A private portfolio management system allows users to prove the health and composition of their crypto holdings without revealing the specific assets or amounts. The core challenge is designing a system that is both cryptographically private and computationally verifiable. This requires a modular architecture with three key components: a client-side prover that generates zero-knowledge proofs (ZKPs) of portfolio state, a verification smart contract that checks these proofs on-chain, and a data availability layer for storing the necessary public inputs and commitments. Popular frameworks for this include zk-SNARKs (e.g., Circom, Halo2) and zk-STARKs, each with trade-offs in proof size, generation speed, and trust assumptions.

The system's logic is encoded in a circuit. This circuit takes private inputs (your wallet addresses and portfolio data) and public inputs (a Merkle root of allowed assets, a timestamp). It proves statements like: "I hold at least $X in total value across assets from a verified list, and my portfolio's risk score is below Y, according to a predefined formula." The circuit output is a proof and a set of public outputs, such as a commitment to the total value. The Circom documentation provides the foundation for writing these constraint systems. The prover must fetch live price data from oracles like Chainlink, requiring the circuit to verify signed price attestations to ensure the portfolio valuation is current and correct.
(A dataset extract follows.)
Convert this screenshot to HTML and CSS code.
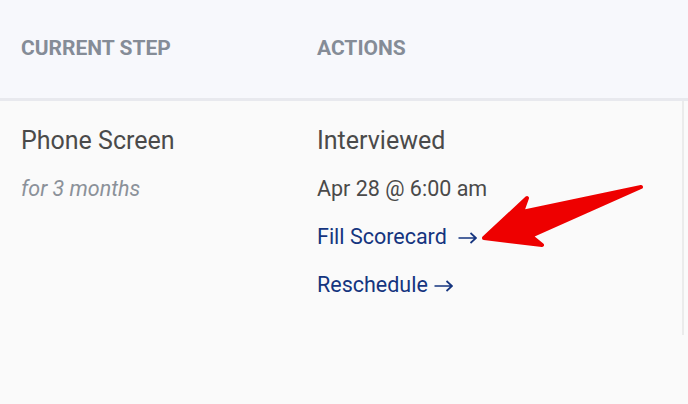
FILE: index.html
```html
<!DOCTYPE html>
<html lang="en">
<head>
  <meta charset="UTF-8" />
  <title>Candidate Step</title>
  <link rel="stylesheet" href="styles.css">
</head>
<body>

  <div class="table">
    <div class="table-head">
      <div class="cell">Current Step</div>
      <div class="cell">Actions</div>
    </div>

    <div class="table-row">
      <div class="cell">
        <p class="step-name">Phone Screen</p>
        <p class="step-age">for 3 months</p>
      </div>
      <div class="cell">
        <p class="step-name">Interviewed</p>
        <p class="step-date">Apr 28 @ 6:00 am</p>
        <p class="action">
          <a href="#" class="wide">Fill Scorecard
            <svg class="arr" width="19" height="12" viewBox="0 0 19 12"><path d="M0.5 6H18M12.5 1l5.5 5-5.5 5" fill="none" stroke="currentColor" stroke-width="1.7" /></svg>
          </a>
        </p>
        <p class="action">
          <a href="#">Reschedule
            <svg class="arr" width="19" height="12" viewBox="0 0 19 12"><path d="M0.5 6H18M12.5 1l5.5 5-5.5 5" fill="none" stroke="currentColor" stroke-width="1.7" /></svg>
          </a>
        </p>
      </div>

      <svg class="pointer" width="180" height="80" viewBox="470 176 180 80">
        <polygon points="484,238 527,198 522,212 641,187 531,236 542,245"
                 fill="#ee0000" stroke="#ee0000" stroke-width="4" stroke-linejoin="round" />
      </svg>
    </div>
  </div>

</body>
</html>
```

FILE: styles.css
```css
* {
  box-sizing: border-box;
}
body {
  margin: 0;
  font-family: Roboto, "Liberation Sans", Arial, sans-serif;
  background-color: #fafafa;
}
.table {
  width: 688px;
}
.table-head,
.table-row {
  display: grid;
  grid-template-columns: 296px 1fr;
}
.cell {
  padding: 0 21px;
}
.table-head {
  height: 101px;
  align-items: center;
  background-color: #f7f8fc;
  border-bottom: 3px solid #e8e9ee;
}
.table-head .cell {
  font-size: 21px;
  font-weight: 700;
  text-transform: uppercase;
  color: #858c97;
  padding-bottom: 2px;
}
.table-row {
  position: relative;
  height: 234px;
  padding-top: 25px;
  border-right: 2px solid #ebebeb;
  margin-right: 4px;
}
p {
  margin: 0 0 18px;
  line-height: 30px;
}
.step-name {
  font-size: 25px;
  color: #4a4a4a;
}
.step-age {
  font-size: 21.5px;
  font-style: italic;
  color: #8b9199;
}
.step-date {
  font-size: 21.5px;
  color: #4a4a4a;
}
.action {
  font-size: 21.5px;
}
.action a {
  display: inline-flex;
  align-items: center;
  gap: 6px;
  color: #15357f;
  text-decoration: none;
}
.action a.wide {
  gap: 11px;
}
.arr {
  margin-top: 2px;
}
.pointer {
  position: absolute;
  left: 470px;
  top: 75px;
}
```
On-chain, a verifier contract (often generated automatically by the ZKP framework) receives the proof and public outputs. Its sole job is to execute a fixed verification algorithm; if it returns true, the proof is valid. This contract can then emit an event or update a state variable, allowing other protocols to trust the user's claim. For example, a lending protocol could use this to offer undercollateralized loans based on private proof of sufficient net worth, a concept explored by projects like zkBob. The data availability layer, potentially an L2 or a storage solution like IPFS, holds the public parameters and the hash of the portfolio snapshot, enabling third-party auditability without compromising privacy.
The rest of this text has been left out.